Memorial concert a night to relish

Guest conductor leads Toledo Symphony to inspired performance

3/2/2013
BY SALLY VALLONGO
SPECIAL TO THE BLADE

The Toledo Symphony on Friday night ushered in the month with a springlike program of French and German music chosen with care and cleverness. Stepping up as guest conductor to lead works by Ravel, Mozart, and Beethoven was the very accomplished and clearly inspirational Jacques Lacombe.

Lacombe elicited exceptional playing from the strings which, though reduced in number, managed to fill the Peristyle with rich sonorities. He also understood and fostered the ample talent in the symphony’s wind sections.

Overall, under Lacombe, the orchestra sounded centered, confident, and wonderfully subtle.

Maurice Ravel’s Le Tombeau du Couperin is a 20th century tribute to one of France’s early masters, Francois Couperin. Constructed like a suite of dance forms so popular in the 18th century courts where the earlier composer was in demand, it became much more than that.

While each section began with the simple, repeated rhythmic forms a la Couperin, Ravel’s own vision and distinctive style bubbled up from within, yielding witty textures and colors in this lively and engaging work.

The Ravel was the opener and it wonderfully set up Mozart’s elegant Clarinet Concerto, performed by Georg Klaas, the Toledo Symphony’s principal. In a program of three strong numbers, the Mozart still stacked up a bit higher, both for the brilliant writing and the exquisite performance.

From start to finish, it was a complex partnership requiring virtuosity — Klaas had it to spare — and outstanding musicianship. Klaas played with elan and masterful technique, sometimes sending cascades of runs into the hall, in others drawing listeners toward his final delicate cadences.

Under Lacombe, the orchestra aided and abetted, providing a clear and sensitive musical matrix through which the solo line danced.

Finally, the Beethoven Symphony No. 6 (Pastoral) seemed to pull together the elements of both preceding numbers. A groundbreaking work for the composer, this symphony is a really a tone poem in five movements. It tells a story musically, from the opening Allegro’s carefree rollick to the final sanguine resolution of the fifth movement.

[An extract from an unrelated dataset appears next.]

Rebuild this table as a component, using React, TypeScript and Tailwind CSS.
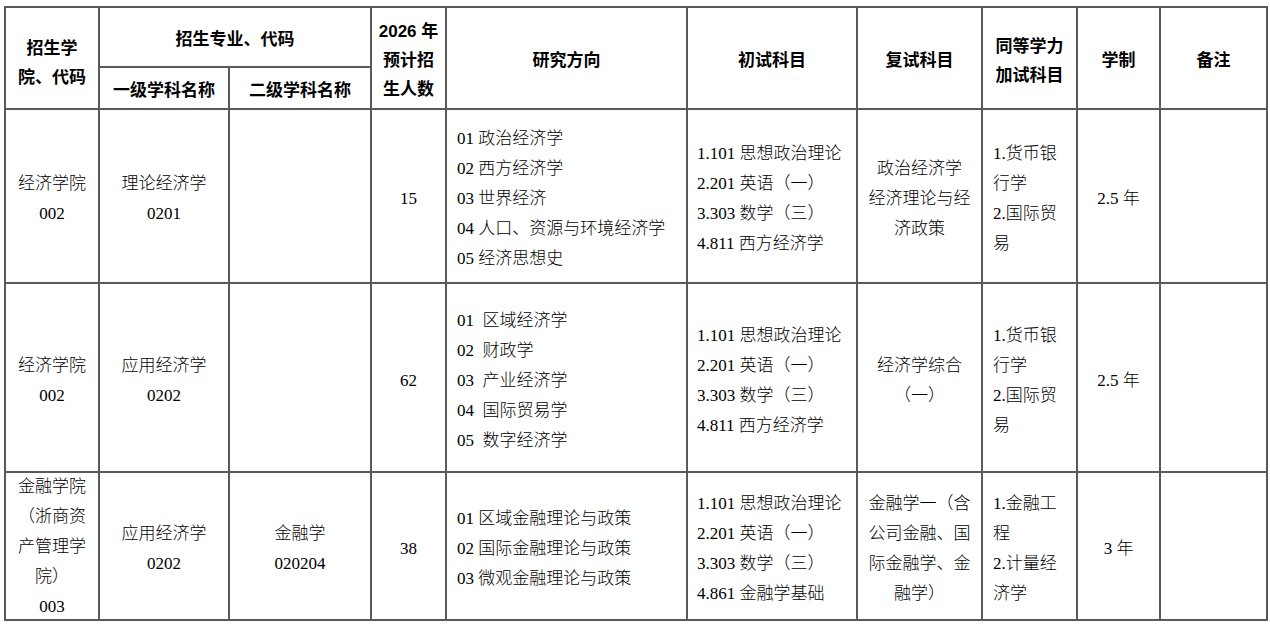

But in between, there is dancing and a violent storm, depicted not in the massive style of composers who followed Beethoven, but with focused expression by a smaller orchestra. In the opening movement, the cellos and basses poured it on impressively. Throughout the work all the strings spoke most expressively.

Lacombe’s tempos were judicious and enhanced the clarity, impeccable rhythms, and overall unity which made this evening one to remember.

This concert, a memorial event in honor of Caroline Jobst Reimann, repeats at 8 p.m. today in the Peristyle. Tickets are $22-52 at 419-246-8000 or www.toledosymphony.com.